_Data excerpt:_
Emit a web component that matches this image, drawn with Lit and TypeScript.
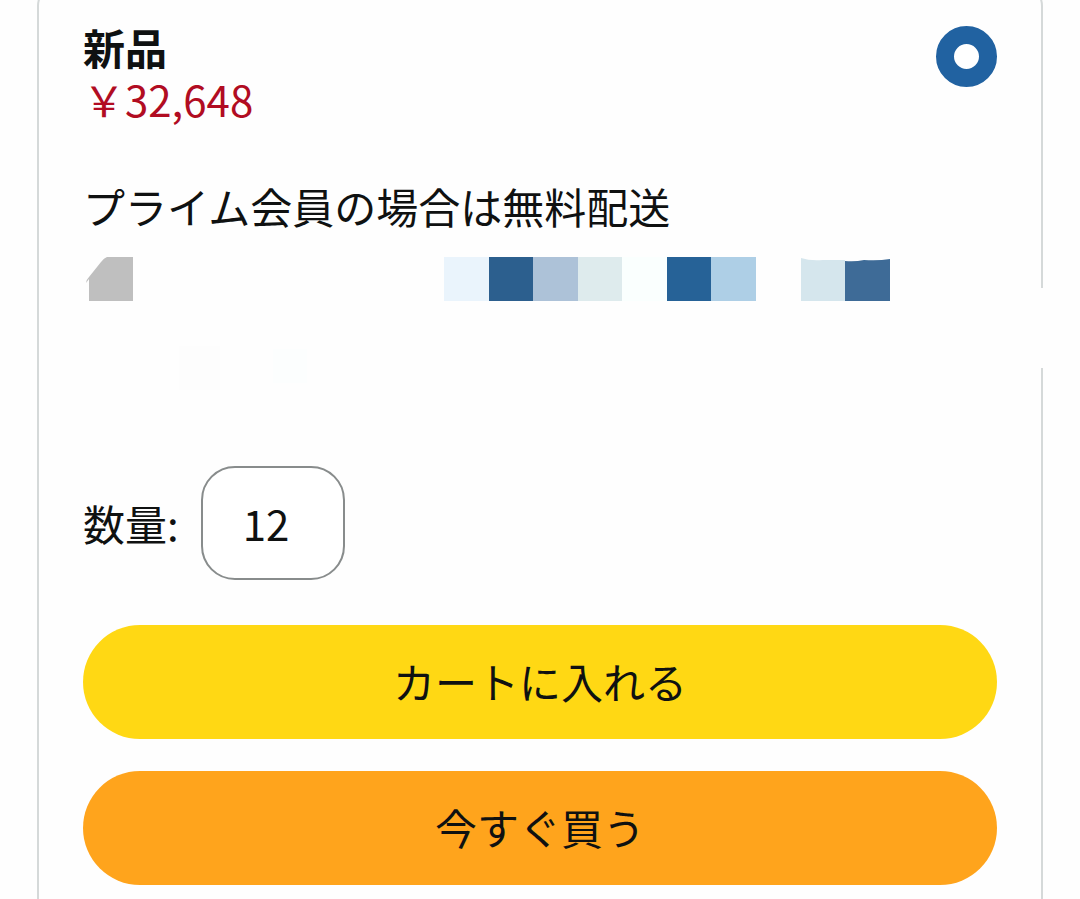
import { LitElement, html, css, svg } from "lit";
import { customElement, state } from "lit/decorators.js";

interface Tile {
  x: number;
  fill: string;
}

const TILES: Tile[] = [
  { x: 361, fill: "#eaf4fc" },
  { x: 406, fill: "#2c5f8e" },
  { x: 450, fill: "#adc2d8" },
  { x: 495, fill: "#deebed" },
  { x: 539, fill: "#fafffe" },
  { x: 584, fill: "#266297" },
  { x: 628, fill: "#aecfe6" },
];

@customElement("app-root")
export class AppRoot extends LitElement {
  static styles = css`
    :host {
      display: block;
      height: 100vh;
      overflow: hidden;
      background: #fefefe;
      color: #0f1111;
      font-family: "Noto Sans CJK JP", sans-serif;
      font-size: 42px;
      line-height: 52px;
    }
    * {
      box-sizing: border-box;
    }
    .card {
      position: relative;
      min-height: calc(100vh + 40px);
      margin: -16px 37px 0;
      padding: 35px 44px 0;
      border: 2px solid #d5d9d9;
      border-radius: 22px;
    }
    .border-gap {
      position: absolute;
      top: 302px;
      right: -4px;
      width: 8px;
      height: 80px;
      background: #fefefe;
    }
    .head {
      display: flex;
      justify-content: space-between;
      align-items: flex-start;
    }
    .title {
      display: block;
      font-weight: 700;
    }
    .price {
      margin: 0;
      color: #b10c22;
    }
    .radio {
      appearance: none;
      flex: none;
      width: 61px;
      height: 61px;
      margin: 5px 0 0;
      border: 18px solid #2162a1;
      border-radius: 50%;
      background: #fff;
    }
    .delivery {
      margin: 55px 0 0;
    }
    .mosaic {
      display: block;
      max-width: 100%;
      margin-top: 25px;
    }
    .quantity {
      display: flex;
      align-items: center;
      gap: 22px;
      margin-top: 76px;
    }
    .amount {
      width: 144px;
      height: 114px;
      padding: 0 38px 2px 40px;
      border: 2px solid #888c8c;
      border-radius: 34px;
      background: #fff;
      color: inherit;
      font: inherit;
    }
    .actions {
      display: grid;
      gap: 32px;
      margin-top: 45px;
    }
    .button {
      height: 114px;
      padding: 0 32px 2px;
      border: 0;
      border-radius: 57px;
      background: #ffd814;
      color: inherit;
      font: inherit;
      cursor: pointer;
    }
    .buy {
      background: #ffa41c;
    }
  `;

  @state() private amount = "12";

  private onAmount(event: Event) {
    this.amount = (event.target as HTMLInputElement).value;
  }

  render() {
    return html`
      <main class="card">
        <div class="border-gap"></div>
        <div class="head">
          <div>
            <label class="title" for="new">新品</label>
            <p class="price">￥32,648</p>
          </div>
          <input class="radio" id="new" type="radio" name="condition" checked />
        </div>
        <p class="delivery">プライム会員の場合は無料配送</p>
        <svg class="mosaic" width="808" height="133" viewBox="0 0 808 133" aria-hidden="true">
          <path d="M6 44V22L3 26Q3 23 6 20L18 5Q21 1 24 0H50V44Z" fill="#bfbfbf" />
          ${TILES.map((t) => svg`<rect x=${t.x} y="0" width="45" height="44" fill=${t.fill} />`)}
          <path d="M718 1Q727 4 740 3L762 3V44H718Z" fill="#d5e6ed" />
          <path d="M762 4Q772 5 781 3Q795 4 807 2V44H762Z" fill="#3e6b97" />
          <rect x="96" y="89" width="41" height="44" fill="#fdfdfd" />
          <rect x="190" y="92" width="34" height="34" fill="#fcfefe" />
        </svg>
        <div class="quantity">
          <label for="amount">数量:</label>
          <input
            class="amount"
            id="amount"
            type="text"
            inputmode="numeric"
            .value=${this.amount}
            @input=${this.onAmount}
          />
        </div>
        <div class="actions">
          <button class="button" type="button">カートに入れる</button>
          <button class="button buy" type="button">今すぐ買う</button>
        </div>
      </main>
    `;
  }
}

_Task details:_ Quote the material word for word, dropping any images it holds.

_Finished answer:_
Emit a web component that matches this image, drawn with Lit and TypeScript.
import { LitElement, html, css, svg } from "lit";
import { customElement, state } from "lit/decorators.js";

interface Tile {
  x: number;
  fill: string;
}

const TILES: Tile[] = [
  { x: 361, fill: "#eaf4fc" },
  { x: 406, fill: "#2c5f8e" },
  { x: 450, fill: "#adc2d8" },
  { x: 495, fill: "#deebed" },
  { x: 539, fill: "#fafffe" },
  { x: 584, fill: "#266297" },
  { x: 628, fill: "#aecfe6" },
];

@customElement("app-root")
export class AppRoot extends LitElement {
  static styles = css`
    :host {
      display: block;
      height: 100vh;
      overflow: hidden;
      background: #fefefe;
      color: #0f1111;
      font-family: "Noto Sans CJK JP", sans-serif;
      font-size: 42px;
      line-height: 52px;
    }
    * {
      box-sizing: border-box;
    }
    .card {
      position: relative;
      min-height: calc(100vh + 40px);
      margin: -16px 37px 0;
      padding: 35px 44px 0;
      border: 2px solid #d5d9d9;
      border-radius: 22px;
    }
    .border-gap {
      position: absolute;
      top: 302px;
      right: -4px;
      width: 8px;
      height: 80px;
      background: #fefefe;
    }
    .head {
      display: flex;
      justify-content: space-between;
      align-items: flex-start;
    }
    .title {
      display: block;
      font-weight: 700;
    }
    .price {
      margin: 0;
      color: #b10c22;
    }
    .radio {
      appearance: none;
      flex: none;
      width: 61px;
      height: 61px;
      margin: 5px 0 0;
      border: 18px solid #2162a1;
      border-radius: 50%;
      background: #fff;
    }
    .delivery {
      margin: 55px 0 0;
    }
    .mosaic {
      display: block;
      max-width: 100%;
      margin-top: 25px;
    }
    .quantity {
      display: flex;
      align-items: center;
      gap: 22px;
      margin-top: 76px;
    }
    .amount {
      width: 144px;
      height: 114px;
      padding: 0 38px 2px 40px;
      border: 2px solid #888c8c;
      border-radius: 34px;
      background: #fff;
      color: inherit;
      font: inherit;
    }
    .actions {
      display: grid;
      gap: 32px;
      margin-top: 45px;
    }
    .button {
      height: 114px;
      padding: 0 32px 2px;
      border: 0;
      border-radius: 57px;
      background: #ffd814;
      color: inherit;
      font: inherit;
      cursor: pointer;
    }
    .buy {
      background: #ffa41c;
    }
  `;

  @state() private amount = "12";

  private onAmount(event: Event) {
    this.amount = (event.target as HTMLInputElement).value;
  }

  render() {
    return html`
      <main class="card">
        <div class="border-gap"></div>
        <div class="head">
          <div>
            <label class="title" for="new">新品</label>
            <p class="price">￥32,648</p>
          </div>
          <input class="radio" id="new" type="radio" name="condition" checked />
        </div>
        <p class="delivery">プライム会員の場合は無料配送</p>
        <svg class="mosaic" width="808" height="133" viewBox="0 0 808 133" aria-hidden="true">
          <path d="M6 44V22L3 26Q3 23 6 20L18 5Q21 1 24 0H50V44Z" fill="#bfbfbf" />
          ${TILES.map((t) => svg`<rect x=${t.x} y="0" width="45" height="44" fill=${t.fill} />`)}
          <path d="M718 1Q727 4 740 3L762 3V44H718Z" fill="#d5e6ed" />
          <path d="M762 4Q772 5 781 3Q795 4 807 2V44H762Z" fill="#3e6b97" />
          <rect x="96" y="89" width="41" height="44" fill="#fdfdfd" />
          <rect x="190" y="92" width="34" height="34" fill="#fcfefe" />
        </svg>
        <div class="quantity">
          <label for="amount">数量:</label>
          <input
            class="amount"
            id="amount"
            type="text"
            inputmode="numeric"
            .value=${this.amount}
            @input=${this.onAmount}
          />
        </div>
        <div class="actions">
          <button class="button" type="button">カートに入れる</button>
          <button class="button buy" type="button">今すぐ買う</button>
        </div>
      </main>
    `;
  }
}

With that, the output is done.